- Investors trim probability of September rate hike after data
- Fed’s Lacker says payroll report was ‘reasonably strong’
For the Federal Reserve, September is proving to be the cruelest month.
A weaker-than-expected U.S. jobs report for August may slightly strengthen the hand of Fed officials who want to delay an interest-rate increase when they meet in a few weeks, though others may argue that cumulative gains warrant a move soon.
The debate, highlighted in minutes of the policy-setting Federal Open Market Committee’s July meeting, pits those expecting a natural slowdown in hiring as the U.S. economy nears full employment against those who see the recent cooling as a source for concern.
“If you wanted to move in September, you still want to move in September. If you wanted to wait, you still want to wait,” said Roberto Perli, a former Fed economist who is now a partner at Cornerstone Macro in Washington. Today’s report “may give marginally more ammunition to those guys who want to be more cautious,” he said.

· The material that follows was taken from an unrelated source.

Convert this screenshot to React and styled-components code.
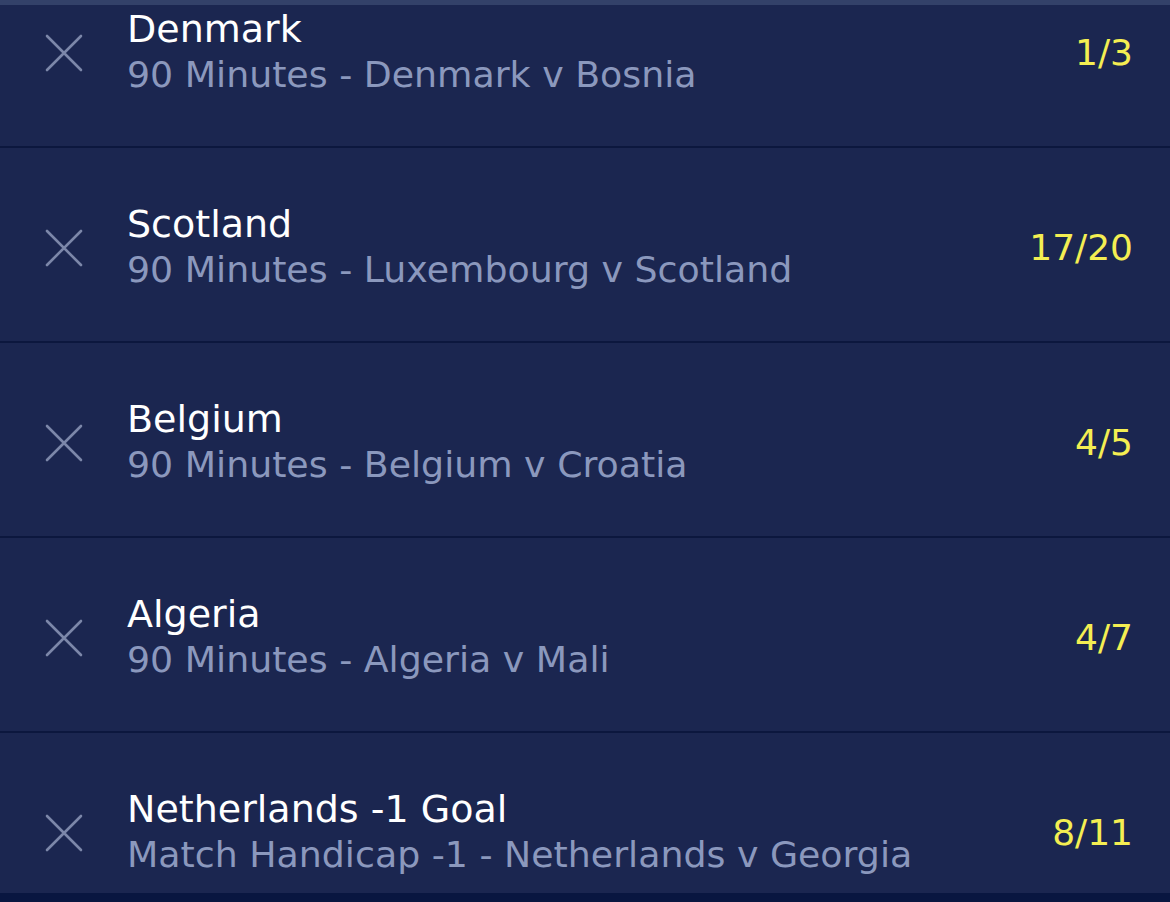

Investors responded to the Labor Department report, which showed 151,000 workers were added to payrolls last month, by marking down the chances of rate increase at the FOMC’s Sept. 20-21 meeting to about one in five, according to the prices of federal funds futures contracts.

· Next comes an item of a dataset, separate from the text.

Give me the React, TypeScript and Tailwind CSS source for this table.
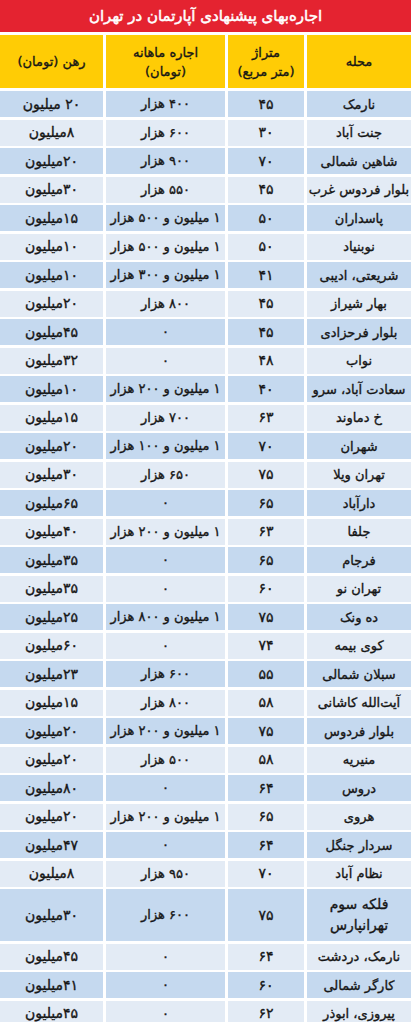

The average workweek for all workers decreased to 34.3 hours in August from 34.4 in July, marking the first drop in six months. That combined with a slower pace of job gains to reduce growth in total hours worked to 1.1 percent from a year ago, marking the smallest rate of increase in over six years.
A couple of FOMC voters noted at the July meeting that "some moderation in employment gains was to be expected" as the labor market neared their goals, according to the minutes. However, several others "noted that if that slowing turned out to be persistent, the case for increasing the target range for the federal funds rate in the near term would be less compelling."
Richmond Fed President Jeffrey Lacker, who dissented in favor of higher rates last year and warns of risks from delaying action for too long, said the report indicated that the labor market continued to tighten.
“I thought it was a fine report, perfectly close enough to expectations,” he told reporters after a speech Friday in Richmond. “I’d call it reasonably strong, given that it came in above a rate you would need to keep up with working-age population growth.” In his speech, Lacker said average monthly payroll gains this year were double the pace needed to prevent the unemployment rate from rising.
The drop in hours worked in August may be partly a result of a quirk in the seasonal-adjustment process, according to economist Raymond Stone, of Stone & McCarthy Research Associates in Princeton, New Jersey. Even so, weakness was broad-based across sectors, with the construction industry recording the largest decline in length of the average workweek.
“The hours data threw me a curve ball, because it was weaker than I would have guessed,” Stone said. “We were thinking the Fed’s going to tighten here in September, and that argument is less compelling after these data.”